I appreciate both sides of the stand off, in that the Welsh Assembly Government want to govern responsibly and so feel the need to make a way of ensuring home schooled children are receiving an education that is fitting to their age and ability, yet I appreciate too that parents don’t want the Welsh Assembly Government dictating the “What” and “What Not” their children should be learning. The whole culture of home educating includes the liberty of the parent to make those choices.
My observation is that both camps don’t understand each other and are to a certain extent afraid of each other. I notice that the voice speaking on behalf of the Government generally doesn’t understand the culture of home education. They don’t seem to understand that it is a viable and effective model of education. But the Universities and Educational Psychologists do. Universities are bending over backwards to offer unconditional places to home educated children. Why? Because these youngsters LOVE learning, have been taught to be self motivated, enquiring individuals who know how to work and take responsibility for their education in a mature way. Beside academic success, I have met home educated individuals who are young entrepreneurs with their own micro businesses.
Do the Welsh Assembly Government understand how fruitful and beneficial home education is? Or do they confuse education issues with welfare issues?
I notice that the Welsh Assembly Government is perturbed by this community of people who they a) don’t know how many of them there are and b) they don’t have any way of quantifying the success of these families. It’s easy to varnish the home schooling community with a “They’re all Hippies” brush and then worry if rebellion and irresponsibility are part of the sheen that reflects off that stereotype. But a close inspection and transparent understanding of the home schooling community will reveal educated, responsible and often professional parents very serious and intent on providing their children with an excellent level of education. Amongst them are teachers, health care officials, barristers, University lecturers, educational psychologists – and that small list is derived from the professions of parents I’ve encountered and could introduce you to.
I think of my own upbringing and I understand the lack of understanding that dilutes the minds of the governing officials. I remember my Primary School Headmaster telling me that it was thought that one day people won’t bother to go to school but will do all their learning at home. My response to that was of shock and horror. “But that’s awful!” I said. I was sixteen at the time and doing two weeks work experience at my old primary school.

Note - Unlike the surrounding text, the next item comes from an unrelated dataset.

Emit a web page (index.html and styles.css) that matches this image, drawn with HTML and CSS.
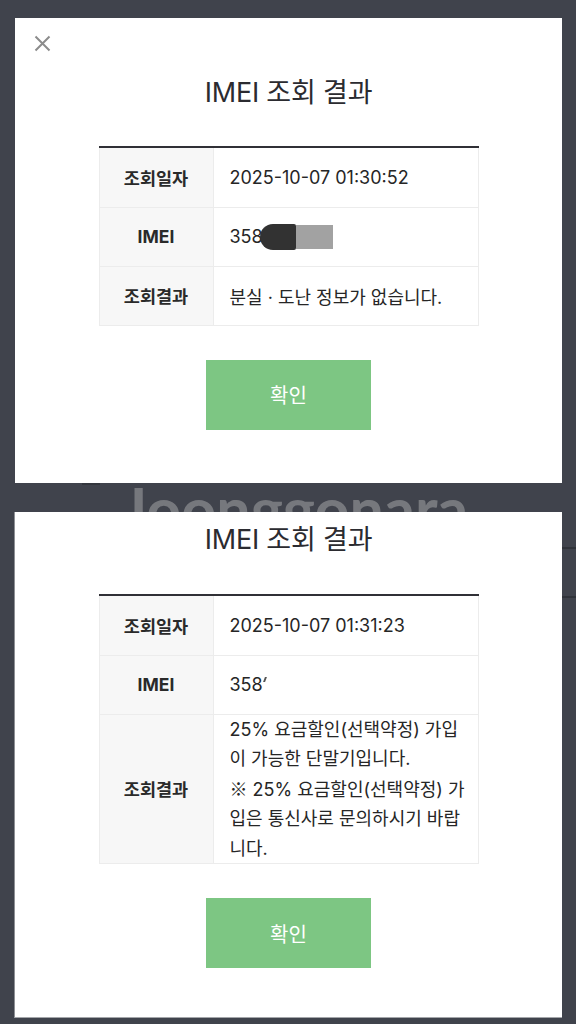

I recall too my father’s response when I told him that I intended to home educate his first grandson (who was still a baby at the time). My father was a fantastic Chemistry teacher, having taught in Africa and the UK. The school he was then teaching in was a part of, what some would look to as being, perhaps, one the most elite strata of the British education system. It was a school that was founded to educate boys who failed to academically make it into Eton and Harrow, but who’s parents could afford to pay for an equivalent education. My father’s initial response to my statement was quiet. He thought for a long time before saying “Well, I wouldn’t want my grandchildren to become social recluses.”
This is such a typical response from someone who doesn’t understand the culture of home education. This is a misconception that comes from not being able to think outside the box. This is the effect of generations of following a Greek model of education and assuming it is the only way to educate the democracy.
It’s little wonder the Welsh Assembly Government are confused!
But in the other camp, I’ve noticed parents who home educate seem rather terrified by the “Big Bully” impression they have of the Welsh Assembly Government. I wonder how effective waving “No! Don’t touch us!” placards in their faces is. While a list of signatures has its place and will sing a loud clear chorus to the AMs saying “Listen to us! We’re singing from the very heart and soul of who we are as families”, I personally feel the need for more effective interaction. I think for parents who feel afraid of this big fat legislative body, that they conceive to be so greedy it is even willing to consume the freedom of their children, need to be reminded that AMs are there to represent the people of their constituency. AMs stand or fall off the rickety podium of the public vote. Most AMs I know of haven’t a clue what home education is, let alone have met a family of home educated children.
I can’t help feeling that if home educators were to engage with their local AMs and put a personal face on home education, these AMs would understand a lot better. Not all AMs might have the time, but to invite them into our homes and show them what we do with our children would surely create transparency and build relationship that would be beneficial. They would see, in our children, that home education can produce well educated, well rounded, well behaved, well socialised, responsible individuals.
The proposed legislation is not a foregone conclusion. We have the opportunity to engage in dialogue. My hope is that every home educating family in Wales will indeed do that “engage in dialogue, somehow”, and put a personal face on home education for the Welsh Assembly Government to help them understand, so that their information is drawn from real encounters with real families.